Starve to death in the Canadian wilds next month with The Long Dark

The Long Dark is set to hit Steam Early Access on September 22. The game is being developed by Hinterland Games, which founder and creative director Raphael Van Lierop told us is situated in “an old mining town nestled at the foot of a mountain range” in Cumberland, British Columbia. The cold creeps into the game: it’s at once a brutal post-apocalyptic survival game and a celebration of the Canadian wilderness. The game’s art style is equally stark—not quite low-poly, but spare, with a painterly sense of color. 

So: what will we actually be doing in this brutal, beautiful expanse? Hunting, looting, building fires, staving off the cold, and just generally trying to stay alive. The devs promise “dozens of hours” of such activities, which is presumably equivalent to how many hours one could actually do them in the Canadian winter without dying, also. 

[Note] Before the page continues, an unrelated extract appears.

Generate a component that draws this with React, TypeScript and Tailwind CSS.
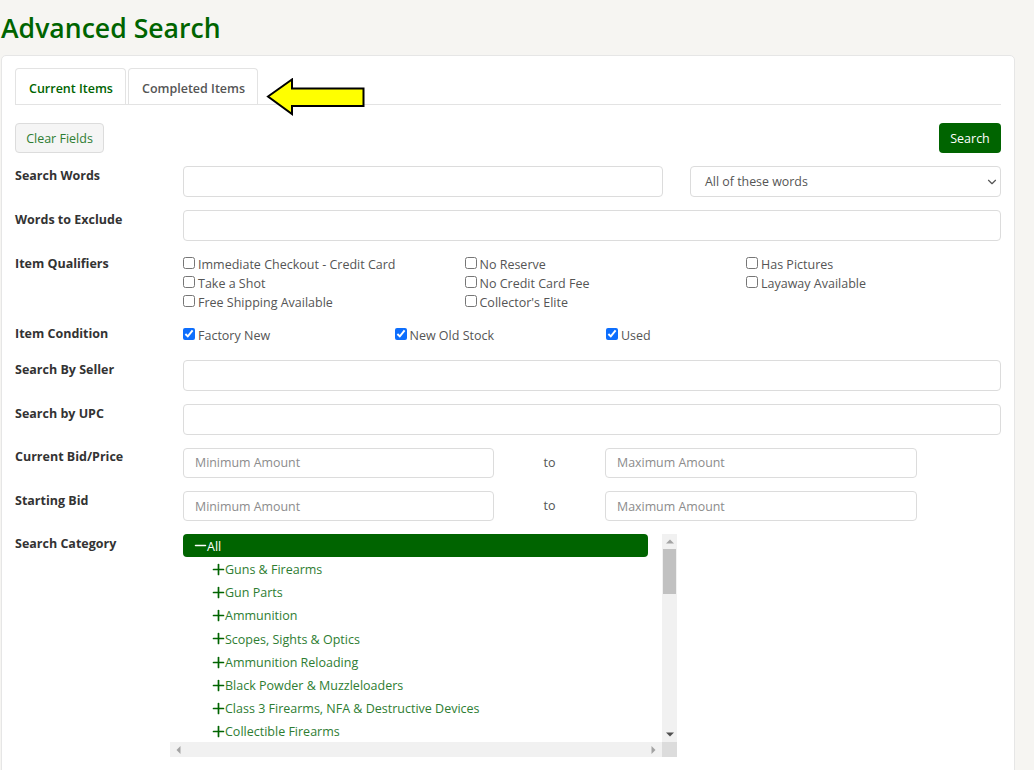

When we spoke to the team late last year, they spoke of how environment bred art. Or, better put: “Fuck it, I’m Canadian. This game is Canadian. Deal with it,” according to Van Lierop. But even if this isn’t common in videogames, said our writer Reid McCarter, it does all fit within a greater canon of Canadian art:

But its plot—an isolated person desperately hoping to survive an indifferent nature—is very much in the tradition of Canadian storytelling. Setting the game anywhere other than Canada would take away from a work that is, in essence, an exploration of a phenomenon embedded in the national consciousness. Northrop Frye’s Conclusion to a Literary History of Canada and Margaret Atwood’s Survival, two seminal pieces from Canadian literary criticism’s belated formation in the 1970s, identified a recurring theme in Canadian art dubbed “garrison mentality.” Both Frye and Atwood see Canadian work as preoccupied with the influence of the more powerful nations, like the United States and United Kingdom, that dictate the country’s fate. They also, just as importantly, point to the prevalence of an anxiety that centres on the vast wilderness that comprises so much of Canada’s geography.